**JOB**
Copy the lines holding the word "styles", all of them.

# START OF GIVEN INFORMATION

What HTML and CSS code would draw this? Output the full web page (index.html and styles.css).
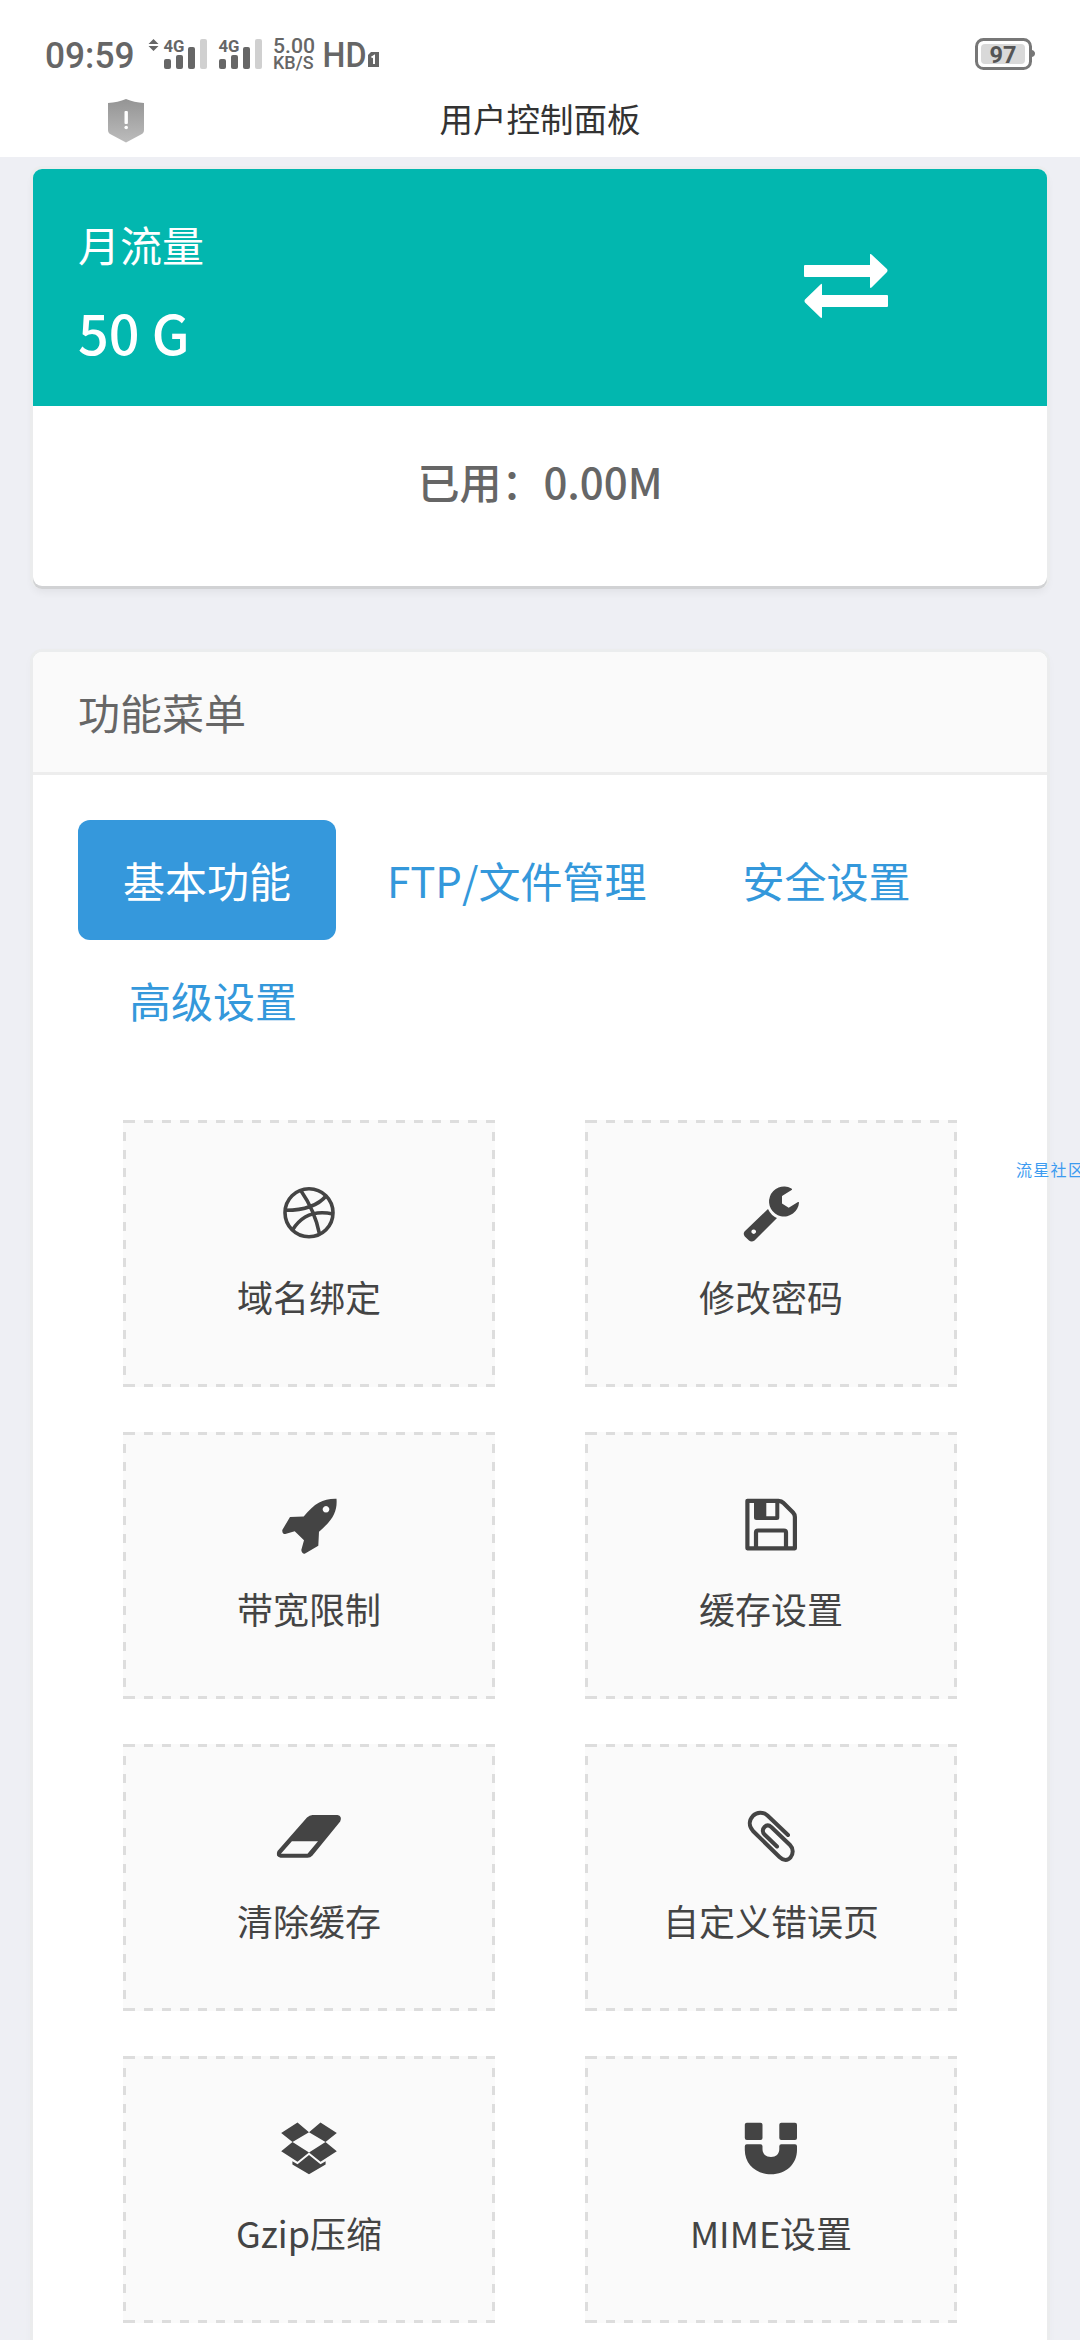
FILE: index.html
```html
<!DOCTYPE html>
<html lang="zh-CN">
<head>
<meta charset="utf-8">
<title>用户控制面板</title>
<link rel="stylesheet" href="styles.css">
</head>
<body>
<header class="topbar">
  <div class="status">
    <svg class="status-left" width="360" height="50" viewBox="40 30 360 50">
      <g class="status-text">
        <text x="45" y="67.600" font-size="37" font-weight="500" textLength="89.500" lengthAdjust="spacingAndGlyphs">09:59</text>
        <text x="163.500" y="51.500" font-size="17" font-weight="700" textLength="21" lengthAdjust="spacingAndGlyphs">4G</text>
        <text x="218.500" y="51.500" font-size="17" font-weight="700" textLength="21" lengthAdjust="spacingAndGlyphs">4G</text>
        <text x="273" y="52.700" font-size="20" font-weight="500" textLength="42" lengthAdjust="spacingAndGlyphs">5.00</text>
        <text x="273" y="69" font-size="17.500" font-weight="500" textLength="40.500" lengthAdjust="spacingAndGlyphs">KB/S</text>
        <text x="322.500" y="67" font-size="35.500" font-weight="500" textLength="44" lengthAdjust="spacingAndGlyphs">HD</text>
      </g>
      <g fill="#666">
        <path d="M153.500 39l5 5h-10zM153.500 51l5-5h-10z"/>
        <rect x="164" y="59" width="7" height="10" rx="2"/><rect x="176" y="55" width="7" height="14" rx="2"/><rect x="188" y="47" width="7" height="22" rx="2"/>
        <rect x="219" y="59" width="7" height="10" rx="2"/><rect x="231" y="55" width="7" height="14" rx="2"/><rect x="243" y="47" width="7" height="22" rx="2"/>
        <path d="M371 52h8v15h-11v-12z"/>
      </g>
      <g fill="#d0d0d0"><rect x="200" y="39" width="7" height="30" rx="2"/><rect x="255" y="39" width="7" height="30" rx="2"/></g>
      <path d="M371.500 57.500l2.500-1.500v8" fill="none" stroke="#fff" stroke-width="2"/>
    </svg>
    <svg class="battery" width="64" height="36" viewBox="973 36 64 36">
      <rect x="976.500" y="39.500" width="54" height="29" rx="7" fill="#fff" stroke="#777" stroke-width="3"/>
      <path d="M1032 50q3 1 3 3.500t-3 3.500z" fill="#777"/>
      <rect x="981" y="44" width="44" height="20" rx="4" fill="#d9d9d9"/>
      <text class="battery-level" x="1003" y="62.500" font-size="23.500" text-anchor="middle">97</text>
    </svg>
  </div>
  <div class="titlebar">
    <svg class="shield" width="36" height="44" viewBox="0 0 36 44">
      <defs><linearGradient id="shade" x1="0" y1="0" x2="0" y2="1"><stop offset="0" stop-color="#949494"/><stop offset="1" stop-color="#bcbcbc"/></linearGradient></defs>
      <path d="M18 0Q26 3.500 36 4V31q0 3-3 4.500L18 43.500 3 35.500Q0 34 0 31V4Q10 3.500 18 0z" fill="url(#shade)"/>
      <rect x="16.500" y="12" width="3.400" height="13" rx="1" fill="#fff"/><circle cx="18.200" cy="28.500" r="1.800" fill="#fff"/>
    </svg>
    <h1>用户控制面板</h1>
  </div>
</header>

<main>
  <section class="card traffic">
    <div class="traffic-head">
      <div>
        <div class="traffic-label">月流量</div>
        <div class="traffic-value">50 G</div>
      </div>
      <svg class="exchange" width="84" height="64" viewBox="0 0 84 64" fill="#fff">
        <path d="M1 11H66V1q0-2 1.500-.5L83 15q1 1.500 0 3L67.500 33.500Q66 34.500 66 33V23H1q-1 0-1-1V12q0-1 1-1z"/>
        <path d="M83 41H18V31q0-2-1.500-.5L1 45.500q-1 1.500 0 3L16.500 63.500Q18 64.500 18 63V53H83q1 0 1-1V42q0-1-1-1z"/>
      </svg>
    </div>
    <div class="traffic-used">已用：0.00M</div>
  </section>

  <section class="card menu">
    <h2>功能菜单</h2>
    <div class="menu-body">
      <nav class="tabs">
        <a class="tab active">基本功能</a>
        <a class="tab">FTP/文件管理</a>
        <a class="tab">安全设置</a>
        <a class="tab">高级设置</a>
      </nav>
      <div class="tiles">
        <a class="tile">
          <svg viewBox="0 0 72 72" fill="none" stroke="#444" stroke-width="3.600"><circle cx="36" cy="35.700" r="24"/><path d="M27.800 13.500Q42 34 46.500 57M12 33.300Q41 33.500 53.500 18.500M19.500 53Q33 31 60 37"/></svg>
          <span>域名绑定</span>
        </a>
        <a class="tile">
          <svg viewBox="0 0 72 72" fill="#444"><path d="M57 12.700L47 19V26.500L53.700 30.700 63 25q1-.3 1 .7A15 15 0 1 1 56 11.200q1.500.7 1 1.500z"/><path fill-rule="evenodd" d="M33 32Q36 38.500 42 41L19.500 63.500Q16.500 65.500 14 63.500L9.800 59.500Q7.800 57 9.500 54.500zM18.700 52.400a2.300 2.300 0 1 0 .01 0z"/></svg>
          <span>修改密码</span>
        </a>
        <a class="tile">
          <svg viewBox="0 0 72 72" fill="#444"><path fill-rule="evenodd" d="M63.500 9.800C50 9.500 42 14 30.700 27.500L17 28 9.300 41Q9 45 12.300 45L21.700 42.300 31 51.300 28.300 61Q29 65 31.700 64.700L45.300 56.700 46 42.700C60 31 64.500 22 63.500 9.800zM53 17a3.300 3.300 0 1 0 .01 0z"/></svg>
          <span>带宽限制</span>
        </a>
        <a class="tile">
          <svg viewBox="0 0 72 72" fill="none" stroke="#444" stroke-width="4.200" stroke-linejoin="round"><path d="M12.400 11.800H43.500Q46.500 11.800 48.500 14L58 23.500Q59.900 25.500 59.900 28V59.300H12.400z"/><path fill="#444" stroke="none" fill-rule="evenodd" d="M19 12H44.300V28.500q0 2.500-2.500 2.500H21.500q-2.500 0-2.500-2.500zM31.300 14V27.300H40.300V14z"/><path d="M21 59V43.500q0-2 2-2H49q2 0 2 2V59"/></svg>
          <span>缓存设置</span>
        </a>
        <a class="tile">
          <svg viewBox="0 0 72 72" fill="#444"><path fill-rule="evenodd" d="M39.500 14H64.500Q69.500 15 67.200 20.500L39.500 54.500Q37.500 56.700 34.500 56.700H7.500Q2 55.500 4.500 50L34 16.500Q36.500 14 39.500 14zM18.900 40.200L7.900 52.700H34.500L45 40.200z"/></svg>
          <span>清除缓存</span>
        </a>
        <a class="tile">
          <svg viewBox="0 0 72 72" fill="none" stroke="#444" stroke-width="4" stroke-linecap="round"><path d="M53 34L32.500 14.500C28 10.500 22 11 18 14.800C14 19 13.500 25 18 30L44.500 56C48.500 60 53 59.500 55.500 56.500C58.500 53 58.500 47.500 55 44L36.500 26.200C34 24 31.500 24 29.500 26C27 28.500 27.500 31.500 29.500 33.500L42 45.500"/></svg>
          <span>自定义错误页</span>
        </a>
        <a class="tile">
          <svg viewBox="0 0 72 72" fill="#444"><path d="M24.500 9.500L8.200 20 19.500 29 36 19.300zM47.500 9.500L63.800 20 52.500 29 36 19.300zM19.500 29L8.200 38.300 24.500 48.800 36 39.500zM52.500 29L63.800 38.300 47.500 48.800 36 39.500zM36 42L47.500 51.200 52.600 48.300V51.400L36 61.200 19.400 51.400V48.300L24.500 51.200z"/></svg>
          <span>Gzip压缩</span>
        </a>
        <a class="tile">
          <svg viewBox="0 0 72 72" fill="#444"><rect x="9.800" y="9.800" width="17.700" height="17.200" rx="2"/><rect x="44.300" y="9.800" width="17.700" height="17.200" rx="2"/><path d="M11.800 31.200H25.500q2 0 2 2V36C27.500 41 31 44 36 44S44.300 41 44.300 36V33.200q0-2 2-2H60q2 0 2 2V37C62 51 51 61.300 36 61.300S9.800 51 9.800 37V33.200q0-2 2-2z"/></svg>
          <span>MIME设置</span>
        </a>
      </div>
    </div>
  </section>
</main>
<div class="floating-tag">流星社区</div>
</body>
</html>
```
FILE: styles.css
```css
* { box-sizing: border-box; }

body {
  margin: 0;
  height: 2340px;
  overflow: hidden;
  position: relative;
  background: #eeeff4;
  color: #666;
  font-family: "Noto Sans CJK SC", sans-serif;
  font-kerning: none;
}

svg { display: block; flex: none; }

.topbar {
  height: 157px;
  background: #fff;
}

.status {
  display: flex;
  justify-content: space-between;
  padding: 30px 43px 0 40px;
  height: 90px;
}

.battery { margin-top: 6px; }

.status-text {
  fill: #666;
  font-family: Roboto, sans-serif;
}

.battery-level {
  fill: #555;
  font-family: Roboto, sans-serif;
  font-weight: 700;
}

.titlebar {
  display: grid;
  grid-template-columns: 1fr auto 1fr;
  align-items: start;
  height: 67px;
}

.shield { margin: 9px 0 0 108px; }

h1 {
  margin: 0;
  font-size: 33.5px;
  font-weight: 400;
  line-height: 55px;
  color: #333;
}

main {
  display: flex;
  flex-direction: column;
  gap: 66px;
  padding: 12px 33px 0;
}

.card {
  border-radius: 9px;
  background: #fff;
  box-shadow: 0 0 0 3px rgba(235, 236, 236, .8), 0 3px 12px rgba(0, 0, 0, .04);
}

.traffic {
  height: 417px;
  box-shadow: 0 3px 0 #d1d2d4, 0 0 0 3px rgba(235, 236, 236, .8), 0 6px 9px rgba(0, 0, 0, .06);
}

.traffic-head {
  display: flex;
  justify-content: space-between;
  height: 237px;
  padding: 45px 159px 0 45px;
  border-radius: 9px 9px 0 0;
  background: #02b7af;
  color: #fff;
}

.traffic-label {
  font-size: 42px;
  line-height: 60px;
}

.traffic-value {
  margin-top: 15px;
  font-size: 54px;
  font-weight: 500;
  line-height: 86px;
}

.exchange { margin-top: 40px; }

.traffic-used {
  padding-top: 45px;
  font-size: 42px;
  font-weight: 500;
  line-height: 60px;
  text-align: center;
}

.menu { height: 1800px; }

h2 {
  margin: 0;
  height: 123px;
  padding: 0 45px;
  border-bottom: 3px solid #ededed;
  border-radius: 9px 9px 0 0;
  background: #fafafa;
  font-size: 42px;
  font-weight: 400;
  line-height: 120px;
}

.menu-body { padding: 45px 45px 0; }

.tabs {
  display: flex;
  flex-wrap: wrap;
}

.tab {
  height: 120px;
  margin-left: 6px;
  padding: 0 45px;
  border-radius: 12px;
  color: #3498db;
  font-size: 42px;
  line-height: 120px;
}

.tab.active {
  margin-left: 0;
  background: #3598dc;
  color: #fff;
}

.tiles {
  display: grid;
  grid-template-columns: repeat(2, 372px);
  gap: 45px 90px;
  padding: 60px 45px 0;
}

.tile {
  --across: repeating-linear-gradient(90deg, transparent 0 3px, #ddd 3px 12px, transparent 12px 18px);
  --down: repeating-linear-gradient(#ddd 0 9px, transparent 9px 18px);
  --corner: linear-gradient(#ddd, #ddd);
  display: flex;
  flex-direction: column;
  align-items: center;
  height: 267px;
  padding-top: 57px;
  background:
    var(--corner) 0 0 / 3px 3px no-repeat,
    var(--corner) 0 100% / 3px 3px no-repeat,
    var(--across) 0 0 / 100% 3px no-repeat,
    var(--across) 0 100% / 100% 3px no-repeat,
    var(--down) 0 12px / 3px 243px no-repeat,
    var(--down) 100% 12px / 3px 243px no-repeat,
    #fafafa;
  color: #444;
}

.tile svg {
  width: 72px;
  height: 72px;
  margin-bottom: 20px;
}

.tile span {
  font-size: 36px;
  line-height: 54px;
}

.floating-tag {
  position: absolute;
  left: 1016px;
  top: 1157px;
  width: 64px;
  overflow: hidden;
  color: #3c9bf0;
  font-size: 16px;
  letter-spacing: 1.3px;
  line-height: 24px;
  white-space: nowrap;
}
```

# END OF GIVEN INFORMATION

**FINAL RESULT**
What HTML and CSS code would draw this? Output the full web page (index.html and styles.css).
<link rel="stylesheet" href="styles.css">
FILE: styles.css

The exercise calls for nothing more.